- _To do_
Omit all images, then return the remaining material exactly as it stands.

- _Information provided_
[Start]

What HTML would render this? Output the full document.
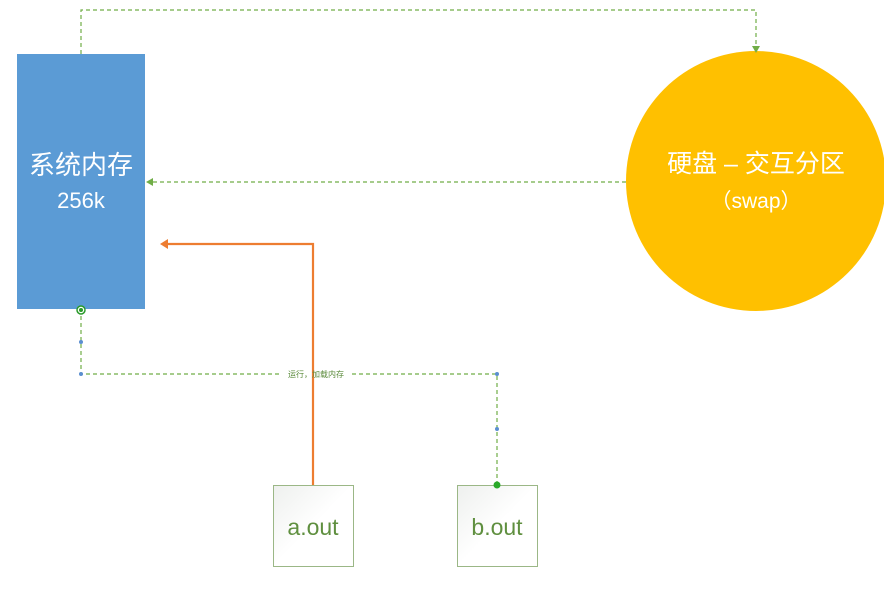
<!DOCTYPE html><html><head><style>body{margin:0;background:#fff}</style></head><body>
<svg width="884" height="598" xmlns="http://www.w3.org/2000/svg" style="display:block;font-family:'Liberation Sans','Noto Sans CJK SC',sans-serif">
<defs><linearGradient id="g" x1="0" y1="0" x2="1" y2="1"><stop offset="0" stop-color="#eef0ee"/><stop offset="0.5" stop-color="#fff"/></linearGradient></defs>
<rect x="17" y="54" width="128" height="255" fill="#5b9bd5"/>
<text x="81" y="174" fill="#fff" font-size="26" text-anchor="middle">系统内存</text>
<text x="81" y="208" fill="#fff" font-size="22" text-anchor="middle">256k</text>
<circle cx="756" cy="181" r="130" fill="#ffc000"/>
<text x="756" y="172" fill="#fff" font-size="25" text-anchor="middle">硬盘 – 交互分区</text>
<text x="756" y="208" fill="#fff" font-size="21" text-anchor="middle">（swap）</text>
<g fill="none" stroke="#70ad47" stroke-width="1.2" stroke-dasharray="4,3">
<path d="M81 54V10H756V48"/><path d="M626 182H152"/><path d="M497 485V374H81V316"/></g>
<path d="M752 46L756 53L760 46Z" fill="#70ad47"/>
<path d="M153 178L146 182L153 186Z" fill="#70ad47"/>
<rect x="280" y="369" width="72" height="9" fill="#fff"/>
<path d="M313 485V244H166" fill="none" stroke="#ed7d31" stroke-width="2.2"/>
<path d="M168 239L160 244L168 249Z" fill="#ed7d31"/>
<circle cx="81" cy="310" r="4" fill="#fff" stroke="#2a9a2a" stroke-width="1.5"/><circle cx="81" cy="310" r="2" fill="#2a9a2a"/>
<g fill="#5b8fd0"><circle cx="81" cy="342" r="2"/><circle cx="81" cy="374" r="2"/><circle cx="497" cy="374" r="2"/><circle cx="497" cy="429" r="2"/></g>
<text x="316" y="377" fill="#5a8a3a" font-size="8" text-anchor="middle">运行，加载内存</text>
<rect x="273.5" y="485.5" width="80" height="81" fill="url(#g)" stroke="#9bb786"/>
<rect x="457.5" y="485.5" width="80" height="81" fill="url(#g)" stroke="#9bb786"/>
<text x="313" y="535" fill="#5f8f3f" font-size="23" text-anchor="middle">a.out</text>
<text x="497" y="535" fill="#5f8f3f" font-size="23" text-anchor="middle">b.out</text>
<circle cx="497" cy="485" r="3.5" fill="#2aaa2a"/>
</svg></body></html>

[End]

- _The reply_
What HTML would render this? Output the full document.
<!DOCTYPE html><html><head><style>body{margin:0;background:#fff}</style></head><body>
<svg width="884" height="598" xmlns="http://www.w3.org/2000/svg" style="display:block;font-family:'Liberation Sans','Noto Sans CJK SC',sans-serif">
<defs><linearGradient id="g" x1="0" y1="0" x2="1" y2="1"><stop offset="0" stop-color="#eef0ee"/><stop offset="0.5" stop-color="#fff"/></linearGradient></defs>
<rect x="17" y="54" width="128" height="255" fill="#5b9bd5"/>
<text x="81" y="174" fill="#fff" font-size="26" text-anchor="middle">系统内存</text>
<text x="81" y="208" fill="#fff" font-size="22" text-anchor="middle">256k</text>
<circle cx="756" cy="181" r="130" fill="#ffc000"/>
<text x="756" y="172" fill="#fff" font-size="25" text-anchor="middle">硬盘 – 交互分区</text>
<text x="756" y="208" fill="#fff" font-size="21" text-anchor="middle">（swap）</text>
<g fill="none" stroke="#70ad47" stroke-width="1.2" stroke-dasharray="4,3">
<path d="M81 54V10H756V48"/><path d="M626 182H152"/><path d="M497 485V374H81V316"/></g>
<path d="M752 46L756 53L760 46Z" fill="#70ad47"/>
<path d="M153 178L146 182L153 186Z" fill="#70ad47"/>
<rect x="280" y="369" width="72" height="9" fill="#fff"/>
<path d="M313 485V244H166" fill="none" stroke="#ed7d31" stroke-width="2.2"/>
<path d="M168 239L160 244L168 249Z" fill="#ed7d31"/>
<circle cx="81" cy="310" r="4" fill="#fff" stroke="#2a9a2a" stroke-width="1.5"/><circle cx="81" cy="310" r="2" fill="#2a9a2a"/>
<g fill="#5b8fd0"><circle cx="81" cy="342" r="2"/><circle cx="81" cy="374" r="2"/><circle cx="497" cy="374" r="2"/><circle cx="497" cy="429" r="2"/></g>
<text x="316" y="377" fill="#5a8a3a" font-size="8" text-anchor="middle">运行，加载内存</text>
<rect x="273.5" y="485.5" width="80" height="81" fill="url(#g)" stroke="#9bb786"/>
<rect x="457.5" y="485.5" width="80" height="81" fill="url(#g)" stroke="#9bb786"/>
<text x="313" y="535" fill="#5f8f3f" font-size="23" text-anchor="middle">a.out</text>
<text x="497" y="535" fill="#5f8f3f" font-size="23" text-anchor="middle">b.out</text>
<circle cx="497" cy="485" r="3.5" fill="#2aaa2a"/>
</svg></body></html>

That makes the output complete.